Accordingly, the shaping means which has a relative position to the condensing means stipulated by equation 2 is reliably positioned in the optical path where the second laser beams are mutually separated. Under the condition that the disposition of the condensing means is at a position at which the two second laser beams having the smallest difference in degree of diffraction are mutually separated, the left side of equation 2 becomes not a value of zero or greater, but a negative value. The fact that Zd is negative means that the shaping means is disposed between the dividing means and the condensing means.
When the dividing means is a diffraction element that divides the first laser beam in one direction, the element generates a unidimensional diffraction, whereas when such an element divides the first laser beam in two directions, the element generates bidimensional diffraction. In the case of bidimensional diffraction, equation 1 or equation 2 obtain for both diffraction directions.
The condensing means and the shaping means may be formed as a single integrated element. Such an element can be near the condensing means and shaping means, i.e., can be used when Zd is approximately equal to [0] on the left side of equation 1, and when Zd of equation 2 is approximately [0].
The shaping means may be a single element having a plurality of parts for converting the intensity distribution of the second laser beams. In this case, the shaping means positioning may easily match the dividing means and the condensing means.

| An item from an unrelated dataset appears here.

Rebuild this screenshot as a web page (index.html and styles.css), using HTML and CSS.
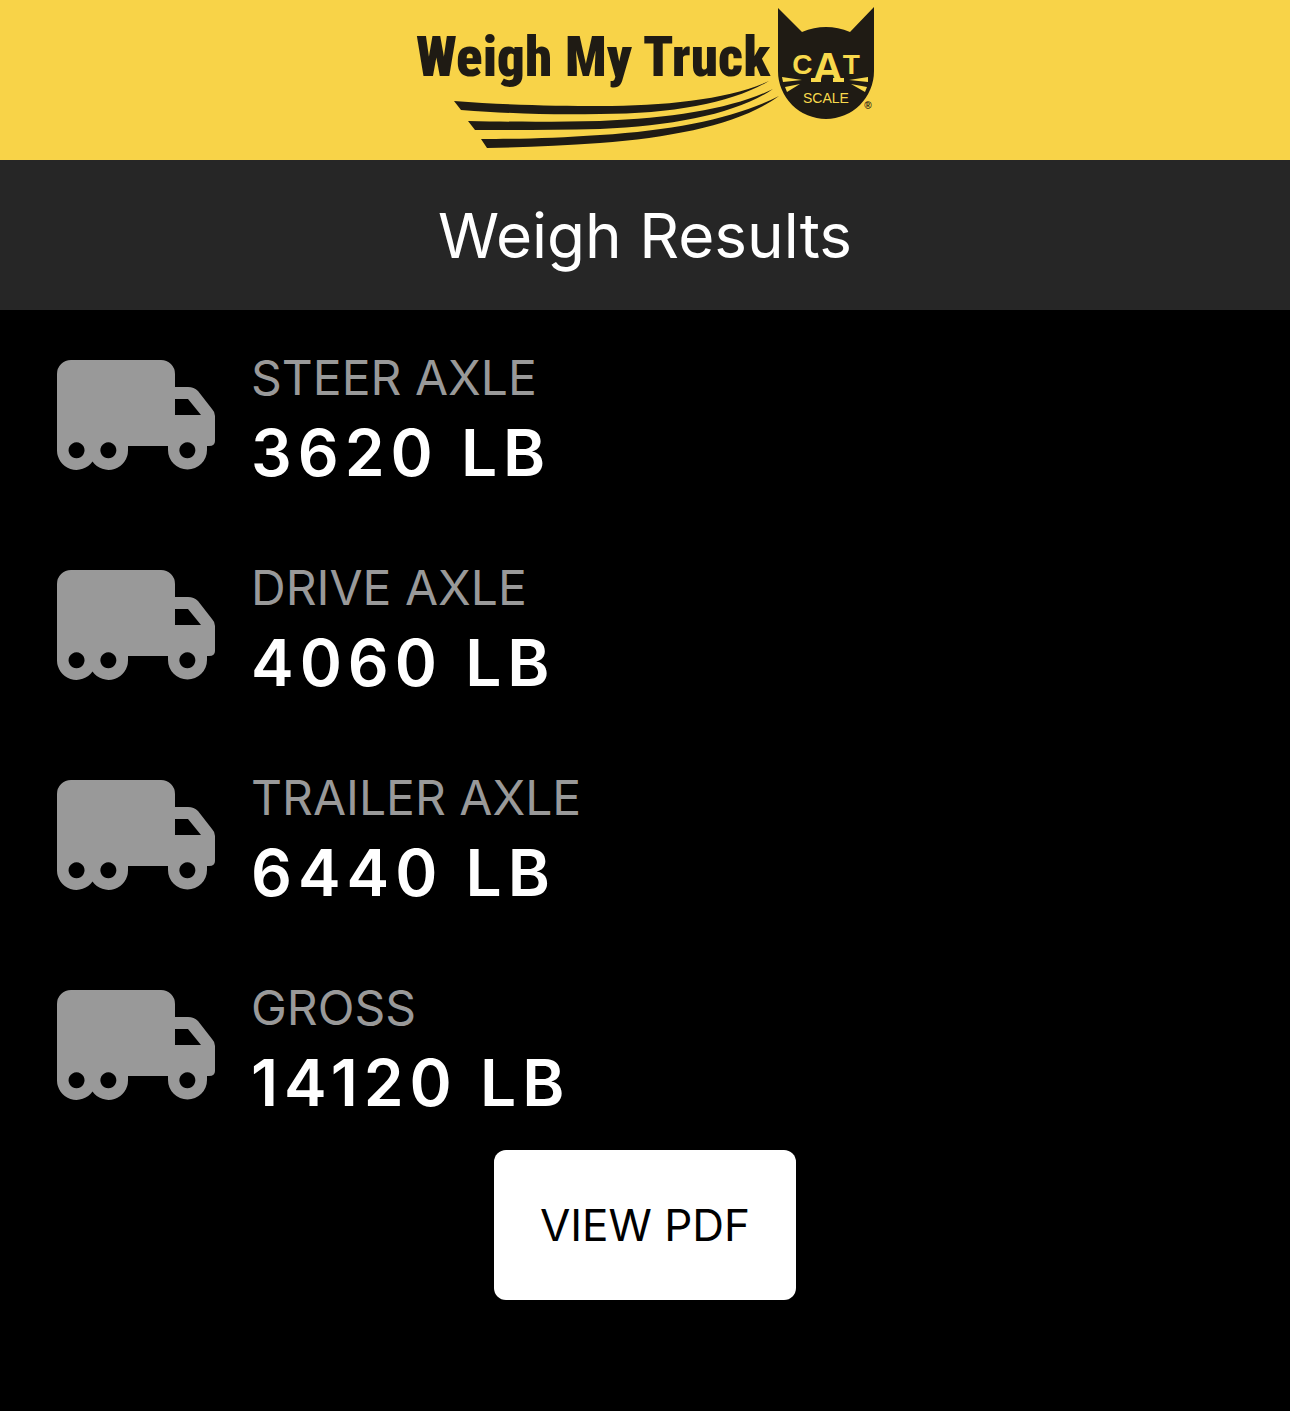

The shaping means may be an element for converting the intensity distribution of the second laser beams by diffraction. The conversion of the intensity distribution by a diffraction element allows great freedom, and the second laser beam can easily achieve a desired shape by the setting sequence of the diffraction grating. Furthermore, no part of the entering laser beam is eliminated, and all parts can be used in the conversion, thereby increasing the laser usage efficiency. A diffraction element used as a shaping means may be a binary type provided with small surfaces at different heights in steps, or may be a free curvature type provided with moderately ranged staged surfaces.